Churchill, in a brilliant winding-up speech, also made great play of the weakness of British arms in 1940, especially tanks, attacking one of his antagonists in 1942, the Secretary for War responsible for tanks to early 1940, Leslie Hore-Belisha. He also insisted, as he had in earlier speeches, on the massive growth in British arms production since 1940, a point on which he was undoubtedly correct. 

He noted the huge amount of materiel which went to the Middle East: ‘from this country, from the Empire overseas and to a lesser extent from the United States, more than 950,000 men, 4,500 tanks, 6,000 aircraft, nearly 5,000 pieces of artillery, 50,000 machine guns and over 100,000 mechanical vehicles’. According to Churchill about 2,000 tanks had been sent to the Soviet Union. In his view the losses in the Middle East were not due to failures in production.

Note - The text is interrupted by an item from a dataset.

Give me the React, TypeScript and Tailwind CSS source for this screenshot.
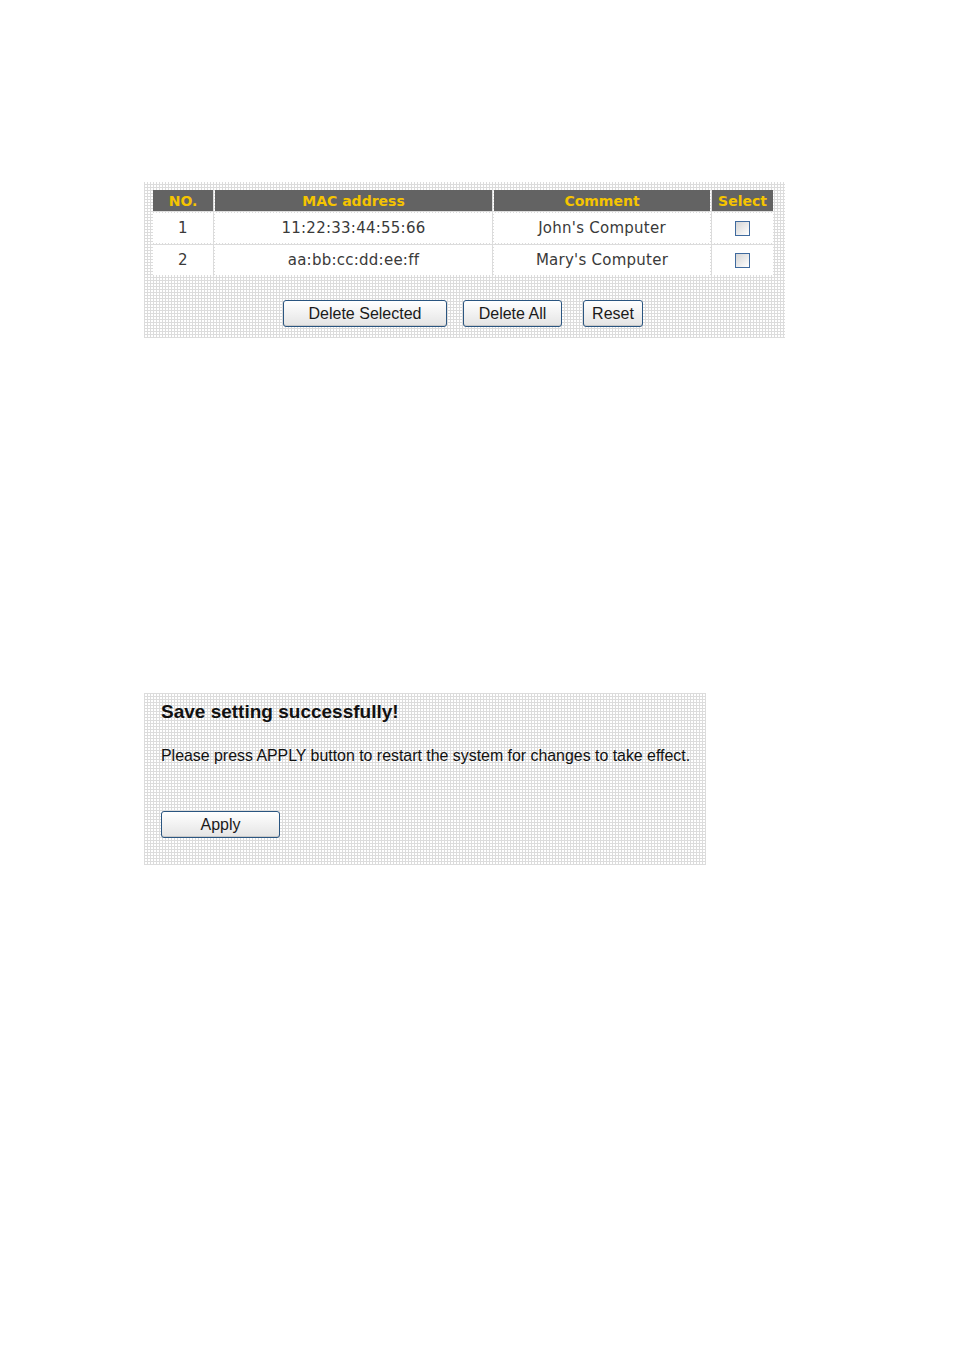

The critiques of early and mid-1942 were to cease with the reversal of British fortunes in the Middle East in the autumn. The 8th Army under Montgomery, supplied with huge quantities of equipment, including Sherman tanks and lorries from the USA, overwhelmed the weak German and Italian forces at the Second Battle of El Alamein. The imperial army marched west to meet up with US forces which had landed in Morocco, and the mostly British 1st Army, in Tunisia. In a great and conclusive victory in early 1943 North Africa was cleared with vast numbers of Germans captured, causing losses to Germany comparable to those of Stalingrad at a tiny fraction of the cost in lives. Churchill survived and prospered, never to be under such pressure again. Complaints about the quality of British tanks died away, though Stokes would take up the fight again in 1944.